Ex-OpenAI Researcher Exposes Copyright Law Violations in ChatGPT Training Process
OpenAI logo on laptop display
A former OpenAI researcher, Suchir Balaji, has revealed that the company potentially violated copyright laws while training ChatGPT and other AI models. After spending four years at OpenAI, Balaji left in August 2024 due to concerns about the company's data collection practices and its impact on the internet.
During his tenure, Balaji helped collect vast amounts of data to train OpenAI's large language models (LLMs).
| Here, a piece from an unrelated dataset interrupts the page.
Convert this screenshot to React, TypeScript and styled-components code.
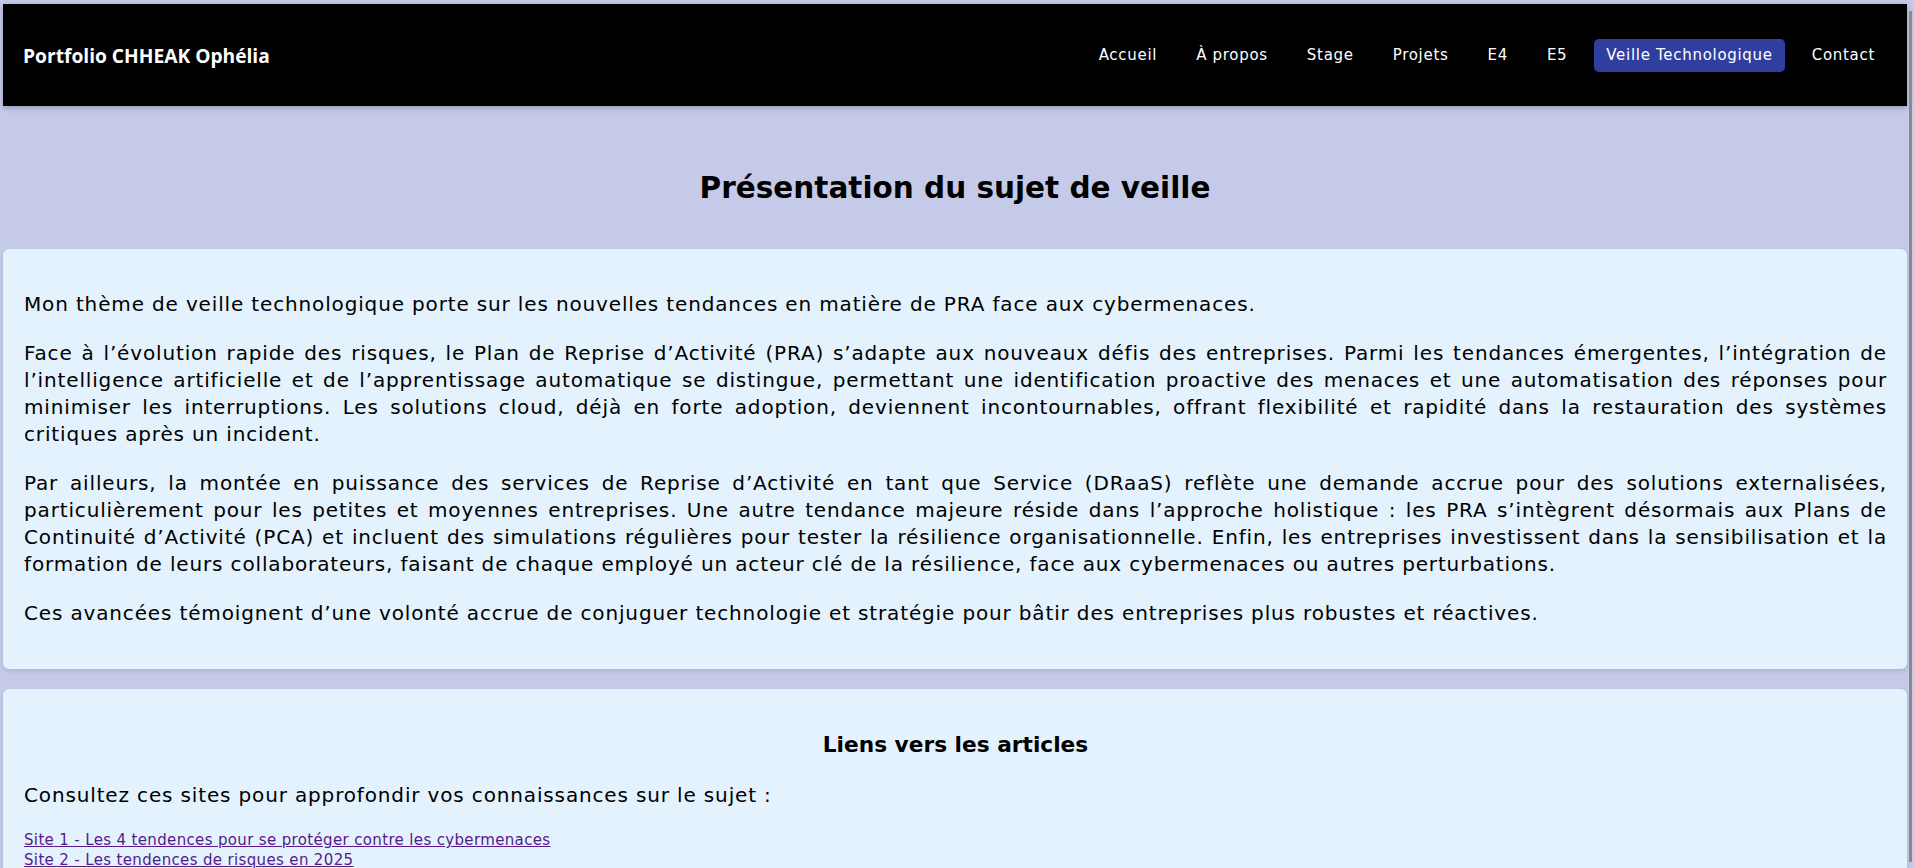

The company scraped data from various sources, including pirate sites, paywalled news content, and social media platforms, without considering copyright implications.
Key concerns raised by Balaji:
- Training AI models involves making unauthorized copies of copyrighted data
- The practice may not qualify as "fair use" under copyright law
- AI systems are threatening the viability of original content creators
- Popular websites like Stack Overflow are experiencing significant traffic drops
- Current AI regulation is insufficient to address these issues
While OpenAI has secured licensing agreements with some newspapers, it still faces lawsuits from authors whose works were used without consent. Balaji argues that regulation is necessary to address the growing concerns about AI's impact on copyright and content creation.
"If you believe what I believe, you have to just leave the company," Balaji told The New York Times, emphasizing his conviction that OpenAI's current trajectory may cause more harm than benefit to society.